[What you will do] Please write out the complete listing that follows, exactly as it reads.

[Information provided]
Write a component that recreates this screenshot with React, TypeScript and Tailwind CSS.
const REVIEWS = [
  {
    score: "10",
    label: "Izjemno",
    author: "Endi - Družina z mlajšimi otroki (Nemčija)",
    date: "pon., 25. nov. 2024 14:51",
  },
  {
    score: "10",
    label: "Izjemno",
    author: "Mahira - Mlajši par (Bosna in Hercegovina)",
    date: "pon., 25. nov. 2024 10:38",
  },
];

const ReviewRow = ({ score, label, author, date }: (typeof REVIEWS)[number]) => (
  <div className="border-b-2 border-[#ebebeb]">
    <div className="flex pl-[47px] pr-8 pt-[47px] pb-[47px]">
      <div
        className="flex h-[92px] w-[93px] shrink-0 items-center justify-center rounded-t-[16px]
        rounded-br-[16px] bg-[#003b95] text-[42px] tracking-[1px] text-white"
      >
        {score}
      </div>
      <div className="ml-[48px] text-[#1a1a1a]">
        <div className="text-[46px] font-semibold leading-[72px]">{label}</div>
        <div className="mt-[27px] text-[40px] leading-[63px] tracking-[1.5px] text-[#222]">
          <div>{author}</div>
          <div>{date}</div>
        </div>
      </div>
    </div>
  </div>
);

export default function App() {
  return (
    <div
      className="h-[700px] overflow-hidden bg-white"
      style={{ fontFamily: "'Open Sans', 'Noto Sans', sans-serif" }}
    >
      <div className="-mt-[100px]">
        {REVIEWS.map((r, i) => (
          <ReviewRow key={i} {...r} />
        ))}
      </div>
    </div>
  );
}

[Exercise result]
Write a component that recreates this screenshot with React, TypeScript and Tailwind CSS.
const REVIEWS = [
  {
    score: "10",
    label: "Izjemno",
    author: "Endi - Družina z mlajšimi otroki (Nemčija)",
    date: "pon., 25. nov. 2024 14:51",
  },
  {
    score: "10",
    label: "Izjemno",
    author: "Mahira - Mlajši par (Bosna in Hercegovina)",
    date: "pon., 25. nov. 2024 10:38",
  },
];

const ReviewRow = ({ score, label, author, date }: (typeof REVIEWS)[number]) => (
  <div className="border-b-2 border-[#ebebeb]">
    <div className="flex pl-[47px] pr-8 pt-[47px] pb-[47px]">
      <div
        className="flex h-[92px] w-[93px] shrink-0 items-center justify-center rounded-t-[16px]
        rounded-br-[16px] bg-[#003b95] text-[42px] tracking-[1px] text-white"
      >
        {score}
      </div>
      <div className="ml-[48px] text-[#1a1a1a]">
        <div className="text-[46px] font-semibold leading-[72px]">{label}</div>
        <div className="mt-[27px] text-[40px] leading-[63px] tracking-[1.5px] text-[#222]">
          <div>{author}</div>
          <div>{date}</div>
        </div>
      </div>
    </div>
  </div>
);

export default function App() {
  return (
    <div
      className="h-[700px] overflow-hidden bg-white"
      style={{ fontFamily: "'Open Sans', 'Noto Sans', sans-serif" }}
    >
      <div className="-mt-[100px]">
        {REVIEWS.map((r, i) => (
          <ReviewRow key={i} {...r} />
        ))}
      </div>
    </div>
  );
}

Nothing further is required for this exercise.